#### Data lines

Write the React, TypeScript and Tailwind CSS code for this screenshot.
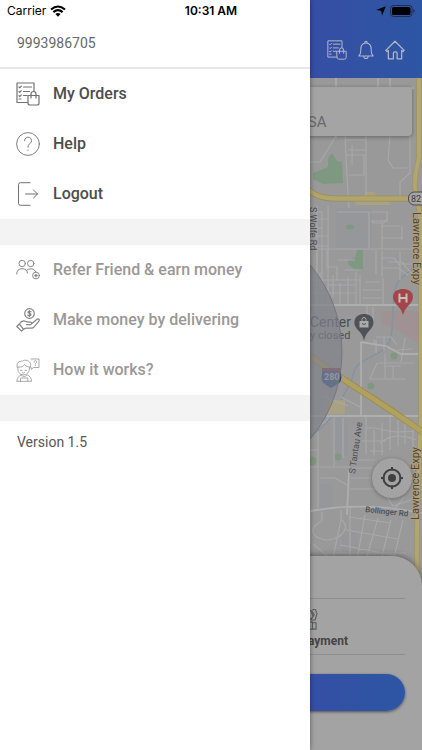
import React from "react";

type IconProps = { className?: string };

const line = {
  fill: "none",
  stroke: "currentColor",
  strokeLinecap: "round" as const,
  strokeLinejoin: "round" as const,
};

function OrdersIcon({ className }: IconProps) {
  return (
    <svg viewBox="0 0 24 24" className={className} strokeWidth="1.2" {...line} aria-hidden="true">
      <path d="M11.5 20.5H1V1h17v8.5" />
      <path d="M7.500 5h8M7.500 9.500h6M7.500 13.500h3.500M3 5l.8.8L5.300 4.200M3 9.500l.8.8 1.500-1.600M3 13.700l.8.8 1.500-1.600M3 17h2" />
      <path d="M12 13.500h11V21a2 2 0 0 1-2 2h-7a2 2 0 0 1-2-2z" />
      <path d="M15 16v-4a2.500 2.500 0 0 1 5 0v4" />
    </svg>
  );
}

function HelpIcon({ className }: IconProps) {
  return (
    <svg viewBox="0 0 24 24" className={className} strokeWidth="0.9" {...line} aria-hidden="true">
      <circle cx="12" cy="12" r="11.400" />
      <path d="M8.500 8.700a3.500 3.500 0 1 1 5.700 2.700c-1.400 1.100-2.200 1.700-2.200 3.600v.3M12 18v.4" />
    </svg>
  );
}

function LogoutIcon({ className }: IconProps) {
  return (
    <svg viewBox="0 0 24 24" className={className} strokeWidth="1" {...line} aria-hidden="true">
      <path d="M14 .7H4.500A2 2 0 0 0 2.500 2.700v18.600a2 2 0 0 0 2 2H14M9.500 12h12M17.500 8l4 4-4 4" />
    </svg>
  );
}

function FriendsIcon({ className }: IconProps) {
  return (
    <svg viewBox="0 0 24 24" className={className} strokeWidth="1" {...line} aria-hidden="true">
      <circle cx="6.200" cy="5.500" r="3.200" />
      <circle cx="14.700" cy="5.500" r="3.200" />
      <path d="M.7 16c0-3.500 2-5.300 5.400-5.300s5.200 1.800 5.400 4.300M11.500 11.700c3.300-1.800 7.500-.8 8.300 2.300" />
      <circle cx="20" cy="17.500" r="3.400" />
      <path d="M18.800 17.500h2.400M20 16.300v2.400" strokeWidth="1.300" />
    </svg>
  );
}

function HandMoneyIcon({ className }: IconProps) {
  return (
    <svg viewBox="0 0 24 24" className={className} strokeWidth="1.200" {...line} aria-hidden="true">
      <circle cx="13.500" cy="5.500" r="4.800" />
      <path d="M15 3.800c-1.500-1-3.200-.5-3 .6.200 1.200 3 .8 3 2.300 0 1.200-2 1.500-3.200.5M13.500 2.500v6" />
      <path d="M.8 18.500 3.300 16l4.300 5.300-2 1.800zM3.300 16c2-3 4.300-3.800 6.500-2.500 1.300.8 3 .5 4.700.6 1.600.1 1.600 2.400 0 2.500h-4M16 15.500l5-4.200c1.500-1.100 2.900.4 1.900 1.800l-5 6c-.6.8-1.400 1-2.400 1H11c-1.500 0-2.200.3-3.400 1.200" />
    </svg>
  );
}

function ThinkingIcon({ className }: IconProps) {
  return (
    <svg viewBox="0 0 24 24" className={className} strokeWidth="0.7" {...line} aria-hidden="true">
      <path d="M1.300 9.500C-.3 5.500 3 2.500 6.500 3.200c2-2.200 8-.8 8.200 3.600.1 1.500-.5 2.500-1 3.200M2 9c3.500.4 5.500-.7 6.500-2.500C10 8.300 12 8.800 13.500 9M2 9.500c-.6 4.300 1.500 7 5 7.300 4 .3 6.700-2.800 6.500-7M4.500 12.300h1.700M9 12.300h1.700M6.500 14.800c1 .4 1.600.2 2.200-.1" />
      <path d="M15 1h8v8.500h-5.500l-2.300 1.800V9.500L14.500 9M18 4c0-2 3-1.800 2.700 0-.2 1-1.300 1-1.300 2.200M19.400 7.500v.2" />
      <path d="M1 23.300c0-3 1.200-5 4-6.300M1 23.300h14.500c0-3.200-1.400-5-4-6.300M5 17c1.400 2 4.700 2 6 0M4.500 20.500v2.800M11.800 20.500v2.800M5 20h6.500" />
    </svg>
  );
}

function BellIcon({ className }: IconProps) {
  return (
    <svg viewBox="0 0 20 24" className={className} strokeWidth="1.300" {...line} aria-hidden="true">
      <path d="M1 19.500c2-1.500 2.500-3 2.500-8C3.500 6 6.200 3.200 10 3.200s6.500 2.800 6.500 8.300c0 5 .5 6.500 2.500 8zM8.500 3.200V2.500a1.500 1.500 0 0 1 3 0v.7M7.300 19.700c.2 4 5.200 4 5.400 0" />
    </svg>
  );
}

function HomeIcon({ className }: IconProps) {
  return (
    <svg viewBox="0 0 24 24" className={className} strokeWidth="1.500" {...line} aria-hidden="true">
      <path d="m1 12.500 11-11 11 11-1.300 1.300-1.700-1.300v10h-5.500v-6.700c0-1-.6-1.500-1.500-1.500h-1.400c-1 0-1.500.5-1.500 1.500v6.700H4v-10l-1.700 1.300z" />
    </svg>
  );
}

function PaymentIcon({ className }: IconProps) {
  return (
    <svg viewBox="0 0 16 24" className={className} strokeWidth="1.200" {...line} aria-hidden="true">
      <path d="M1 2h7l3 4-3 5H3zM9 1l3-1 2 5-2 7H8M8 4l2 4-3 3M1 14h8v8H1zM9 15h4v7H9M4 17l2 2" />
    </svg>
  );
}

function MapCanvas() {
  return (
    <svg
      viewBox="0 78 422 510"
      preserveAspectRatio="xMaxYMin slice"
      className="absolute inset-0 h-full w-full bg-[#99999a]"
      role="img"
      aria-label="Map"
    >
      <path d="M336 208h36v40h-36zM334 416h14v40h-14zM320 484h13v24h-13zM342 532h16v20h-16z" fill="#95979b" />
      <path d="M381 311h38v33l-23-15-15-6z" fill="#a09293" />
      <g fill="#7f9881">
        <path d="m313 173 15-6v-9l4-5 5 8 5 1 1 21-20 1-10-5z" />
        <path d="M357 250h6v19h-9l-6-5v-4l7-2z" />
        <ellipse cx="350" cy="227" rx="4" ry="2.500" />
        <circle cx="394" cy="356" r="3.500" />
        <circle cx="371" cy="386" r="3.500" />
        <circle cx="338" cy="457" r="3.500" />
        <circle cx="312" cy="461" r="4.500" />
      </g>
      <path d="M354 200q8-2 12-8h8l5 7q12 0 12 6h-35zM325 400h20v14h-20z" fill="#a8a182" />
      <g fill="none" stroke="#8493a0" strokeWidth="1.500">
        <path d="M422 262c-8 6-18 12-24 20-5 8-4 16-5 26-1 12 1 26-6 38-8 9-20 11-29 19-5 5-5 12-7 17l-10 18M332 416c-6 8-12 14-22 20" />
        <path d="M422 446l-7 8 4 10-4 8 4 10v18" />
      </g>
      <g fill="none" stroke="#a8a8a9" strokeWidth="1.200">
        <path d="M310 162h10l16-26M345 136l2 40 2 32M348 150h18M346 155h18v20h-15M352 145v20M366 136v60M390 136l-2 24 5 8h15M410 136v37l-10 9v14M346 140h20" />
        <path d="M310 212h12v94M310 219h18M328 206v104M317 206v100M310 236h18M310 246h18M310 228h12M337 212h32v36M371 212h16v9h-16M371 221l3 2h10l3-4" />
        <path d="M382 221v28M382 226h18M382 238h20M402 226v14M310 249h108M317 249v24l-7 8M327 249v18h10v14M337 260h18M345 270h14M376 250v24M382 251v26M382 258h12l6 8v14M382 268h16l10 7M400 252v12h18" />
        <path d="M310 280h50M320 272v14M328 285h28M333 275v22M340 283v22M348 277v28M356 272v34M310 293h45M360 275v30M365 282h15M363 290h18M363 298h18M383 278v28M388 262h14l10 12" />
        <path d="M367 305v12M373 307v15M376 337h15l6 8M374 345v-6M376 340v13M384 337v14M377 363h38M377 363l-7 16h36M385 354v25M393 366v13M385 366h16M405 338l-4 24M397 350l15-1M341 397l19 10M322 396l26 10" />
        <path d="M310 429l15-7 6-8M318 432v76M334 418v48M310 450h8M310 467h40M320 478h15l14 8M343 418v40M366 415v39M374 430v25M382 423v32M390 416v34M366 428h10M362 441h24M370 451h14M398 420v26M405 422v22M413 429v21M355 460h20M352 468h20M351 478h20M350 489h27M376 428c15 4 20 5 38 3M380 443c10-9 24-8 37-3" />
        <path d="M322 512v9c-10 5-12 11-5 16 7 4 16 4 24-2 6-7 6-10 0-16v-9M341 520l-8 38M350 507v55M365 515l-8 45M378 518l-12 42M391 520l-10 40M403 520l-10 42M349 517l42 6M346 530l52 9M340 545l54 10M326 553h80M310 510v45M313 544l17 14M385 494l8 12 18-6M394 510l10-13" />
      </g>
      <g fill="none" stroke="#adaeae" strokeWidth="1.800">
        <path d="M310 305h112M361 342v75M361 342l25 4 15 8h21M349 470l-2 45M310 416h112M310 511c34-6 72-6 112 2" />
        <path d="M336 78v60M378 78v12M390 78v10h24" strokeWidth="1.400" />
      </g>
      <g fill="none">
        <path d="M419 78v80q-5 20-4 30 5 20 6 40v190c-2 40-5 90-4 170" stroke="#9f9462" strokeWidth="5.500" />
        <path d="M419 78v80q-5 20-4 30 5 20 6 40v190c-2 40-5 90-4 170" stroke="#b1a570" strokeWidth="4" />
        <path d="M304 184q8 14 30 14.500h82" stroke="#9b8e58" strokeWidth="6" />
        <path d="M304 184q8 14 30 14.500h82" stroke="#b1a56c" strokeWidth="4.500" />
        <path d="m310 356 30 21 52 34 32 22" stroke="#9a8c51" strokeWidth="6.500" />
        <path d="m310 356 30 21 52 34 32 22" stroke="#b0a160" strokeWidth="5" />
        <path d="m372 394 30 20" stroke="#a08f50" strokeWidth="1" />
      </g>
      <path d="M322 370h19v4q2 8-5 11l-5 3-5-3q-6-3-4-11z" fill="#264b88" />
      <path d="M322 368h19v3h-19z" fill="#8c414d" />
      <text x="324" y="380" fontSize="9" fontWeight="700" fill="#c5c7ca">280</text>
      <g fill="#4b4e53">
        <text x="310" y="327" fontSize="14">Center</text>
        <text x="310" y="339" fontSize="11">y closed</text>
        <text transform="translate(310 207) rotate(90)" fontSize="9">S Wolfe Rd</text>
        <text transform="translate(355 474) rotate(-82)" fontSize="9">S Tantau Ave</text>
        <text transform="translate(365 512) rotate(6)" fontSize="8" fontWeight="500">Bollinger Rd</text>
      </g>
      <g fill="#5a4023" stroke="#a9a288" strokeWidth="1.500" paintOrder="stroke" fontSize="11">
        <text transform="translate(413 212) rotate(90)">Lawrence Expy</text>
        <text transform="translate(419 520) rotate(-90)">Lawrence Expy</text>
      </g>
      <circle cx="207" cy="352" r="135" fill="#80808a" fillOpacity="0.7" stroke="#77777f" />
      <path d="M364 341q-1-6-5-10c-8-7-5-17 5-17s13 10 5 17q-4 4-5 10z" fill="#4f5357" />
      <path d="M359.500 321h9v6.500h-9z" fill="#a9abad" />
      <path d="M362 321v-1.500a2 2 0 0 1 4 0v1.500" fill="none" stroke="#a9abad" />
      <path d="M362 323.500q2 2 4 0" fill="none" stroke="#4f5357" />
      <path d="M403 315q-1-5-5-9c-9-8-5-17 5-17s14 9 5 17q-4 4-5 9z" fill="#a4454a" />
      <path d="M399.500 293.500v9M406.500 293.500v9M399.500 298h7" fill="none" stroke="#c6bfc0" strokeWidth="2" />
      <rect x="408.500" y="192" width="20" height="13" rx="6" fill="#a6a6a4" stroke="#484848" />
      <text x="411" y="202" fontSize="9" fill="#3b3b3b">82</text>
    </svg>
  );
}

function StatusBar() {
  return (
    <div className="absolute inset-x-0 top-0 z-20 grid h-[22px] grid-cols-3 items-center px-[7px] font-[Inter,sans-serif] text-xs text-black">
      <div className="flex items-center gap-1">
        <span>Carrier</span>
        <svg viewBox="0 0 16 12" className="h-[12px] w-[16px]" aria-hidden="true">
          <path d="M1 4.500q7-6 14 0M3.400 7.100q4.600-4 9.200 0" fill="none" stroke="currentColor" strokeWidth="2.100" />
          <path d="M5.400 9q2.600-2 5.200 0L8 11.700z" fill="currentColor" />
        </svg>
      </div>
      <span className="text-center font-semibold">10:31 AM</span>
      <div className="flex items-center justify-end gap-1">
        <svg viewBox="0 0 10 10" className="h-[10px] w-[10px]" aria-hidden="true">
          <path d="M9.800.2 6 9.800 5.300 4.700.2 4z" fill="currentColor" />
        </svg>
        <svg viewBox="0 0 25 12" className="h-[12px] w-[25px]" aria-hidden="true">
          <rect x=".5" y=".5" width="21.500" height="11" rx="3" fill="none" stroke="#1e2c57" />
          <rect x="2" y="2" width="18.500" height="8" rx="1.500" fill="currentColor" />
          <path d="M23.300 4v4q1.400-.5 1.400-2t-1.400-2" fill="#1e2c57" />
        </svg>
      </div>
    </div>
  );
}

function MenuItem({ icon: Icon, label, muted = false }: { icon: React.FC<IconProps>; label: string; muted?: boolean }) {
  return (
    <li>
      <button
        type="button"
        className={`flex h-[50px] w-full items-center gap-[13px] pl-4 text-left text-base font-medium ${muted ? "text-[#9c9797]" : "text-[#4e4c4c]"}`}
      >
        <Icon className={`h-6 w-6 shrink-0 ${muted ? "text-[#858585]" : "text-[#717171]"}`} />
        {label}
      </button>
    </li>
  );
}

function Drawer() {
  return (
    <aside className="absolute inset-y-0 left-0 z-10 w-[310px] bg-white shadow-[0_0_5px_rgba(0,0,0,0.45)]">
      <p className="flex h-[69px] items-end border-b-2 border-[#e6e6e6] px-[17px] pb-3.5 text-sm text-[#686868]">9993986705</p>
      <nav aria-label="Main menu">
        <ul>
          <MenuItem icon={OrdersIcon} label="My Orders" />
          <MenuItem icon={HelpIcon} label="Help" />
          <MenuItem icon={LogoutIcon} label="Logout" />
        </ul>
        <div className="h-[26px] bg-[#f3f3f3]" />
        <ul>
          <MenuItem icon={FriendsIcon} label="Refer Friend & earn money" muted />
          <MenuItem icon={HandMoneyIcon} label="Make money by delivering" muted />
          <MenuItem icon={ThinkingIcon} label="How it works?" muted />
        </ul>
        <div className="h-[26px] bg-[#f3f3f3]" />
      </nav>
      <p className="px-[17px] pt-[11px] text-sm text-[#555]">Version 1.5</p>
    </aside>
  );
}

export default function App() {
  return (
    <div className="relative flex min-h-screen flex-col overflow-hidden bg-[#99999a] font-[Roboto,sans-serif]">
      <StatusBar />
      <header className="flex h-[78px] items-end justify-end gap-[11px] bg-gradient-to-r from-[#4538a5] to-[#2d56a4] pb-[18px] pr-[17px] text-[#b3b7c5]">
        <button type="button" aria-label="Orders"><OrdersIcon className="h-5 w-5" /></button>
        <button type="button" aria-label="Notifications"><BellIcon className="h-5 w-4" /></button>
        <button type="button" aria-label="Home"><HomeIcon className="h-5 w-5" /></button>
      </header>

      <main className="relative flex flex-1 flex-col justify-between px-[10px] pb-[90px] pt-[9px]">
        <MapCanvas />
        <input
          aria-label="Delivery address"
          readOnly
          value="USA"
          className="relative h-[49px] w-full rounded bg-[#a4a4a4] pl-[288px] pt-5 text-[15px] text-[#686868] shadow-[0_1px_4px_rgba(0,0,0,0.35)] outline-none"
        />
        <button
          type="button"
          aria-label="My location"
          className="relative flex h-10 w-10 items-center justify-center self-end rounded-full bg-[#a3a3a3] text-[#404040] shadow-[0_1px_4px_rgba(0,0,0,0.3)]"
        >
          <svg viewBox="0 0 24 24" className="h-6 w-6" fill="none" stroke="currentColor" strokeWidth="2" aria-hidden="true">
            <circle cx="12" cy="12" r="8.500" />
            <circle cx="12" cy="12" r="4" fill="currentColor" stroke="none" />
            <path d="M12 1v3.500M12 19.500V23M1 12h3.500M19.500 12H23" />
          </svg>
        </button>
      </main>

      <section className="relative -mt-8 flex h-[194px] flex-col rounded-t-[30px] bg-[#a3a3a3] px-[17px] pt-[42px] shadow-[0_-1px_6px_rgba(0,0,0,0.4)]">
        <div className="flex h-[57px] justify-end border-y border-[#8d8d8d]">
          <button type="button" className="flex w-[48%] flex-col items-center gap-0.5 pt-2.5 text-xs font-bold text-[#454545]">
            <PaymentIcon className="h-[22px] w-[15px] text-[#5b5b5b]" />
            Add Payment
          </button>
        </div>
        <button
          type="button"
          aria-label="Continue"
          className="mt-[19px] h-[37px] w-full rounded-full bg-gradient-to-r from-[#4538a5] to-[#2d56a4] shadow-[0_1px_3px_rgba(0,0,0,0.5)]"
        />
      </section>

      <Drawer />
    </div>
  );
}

########

_Aim of the exercise_: Pick out the lines that include the word "React" and write them out.

_The answer_:
Write the React, TypeScript and Tailwind CSS code for this screenshot.
import React from "react";
function MenuItem({ icon: Icon, label, muted = false }: { icon: React.FC<IconProps>; label: string; muted?: boolean }) {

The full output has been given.